CHULA VISTA, Calif. – A hotel for the homeless is soon coming to the South Bay after City Council voted unanimously to take one step closer in buying the property.

Millions of dollars from the State of California Homekey Program will help fund the project, and in total, the 31-unit property will become permanent supportive housing for homeless residents.

This follows the opening of the city’s temporary emergency shelter that opened this May with hopes of taking the initiative a step further, providing the 318 people experiencing homelessness per the latest point-in-time count, a long-term housing solution.

The city is now setting its sights on the now vacant Palomar Motel with hopes of converting the rustic 31-room site to 30 long-term housing units including a bathroom and kitchenette. However, it’s not just a roof over their heads, the city also hopes to provide both mental and physical health resources.

“You know…a variety of tools need to be used to secure people with the things they need to use to be successful in housing themselves…and so this is another tool in the kit,” explained Stacy Kurtz, who is the City of Chula Vista’s Director of Housing and Homeless Services.

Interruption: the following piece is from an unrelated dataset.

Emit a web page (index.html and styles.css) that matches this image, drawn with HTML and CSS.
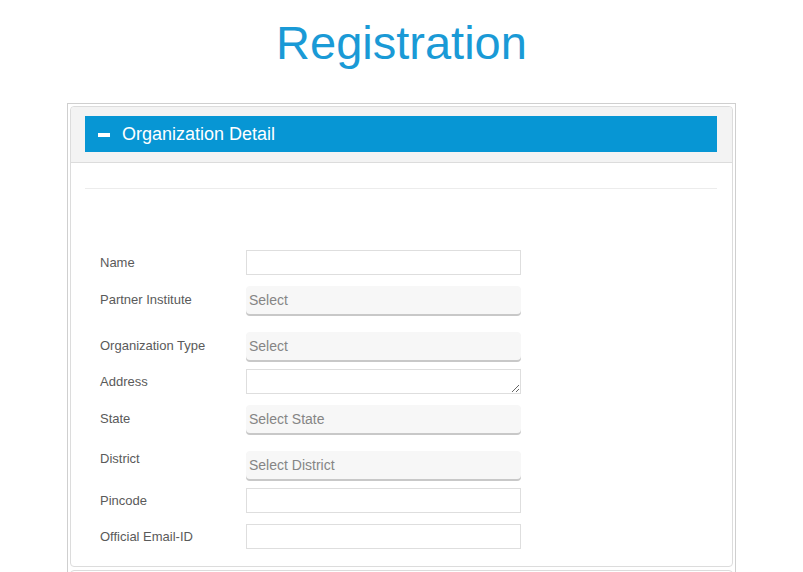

The overall cost would average at around $13 million with the goal of borrowing from federal stimulus and state funding, not the city.

“This is one part of a long-term goal to be able to attack the homeless issue,” Mayor John McCann shared.

While unanimous support from council, not all who live in the area are supportive. One being John Reyes who has lived nearby for the past two decades.

“It sounds like we’re using the City of San Diego model where they just send them [the unhoused] over there and shelter them, but there’s no responsibility for the homeless,” Reyes said.

As of right now, there are only 30 beds for homeless in the South Bay out of the nearly 7,000 in the San Diego region. McCann says this plan is a long-term way to fix that, serving people in the area living below 50% of the average median income.

“We’re making sure that we’re doing both sides of giving people who are unsheltered and opportunity to get better, get back on their feet, but also protecting our single-family neighborhoods and our local businesses,” McCann said.

With council approval, the city has the greenlight to apply for state funding with a deadline to apply this coming Friday.

If all goes according to the city’s plans, the renovated motel could be up and running in 2025.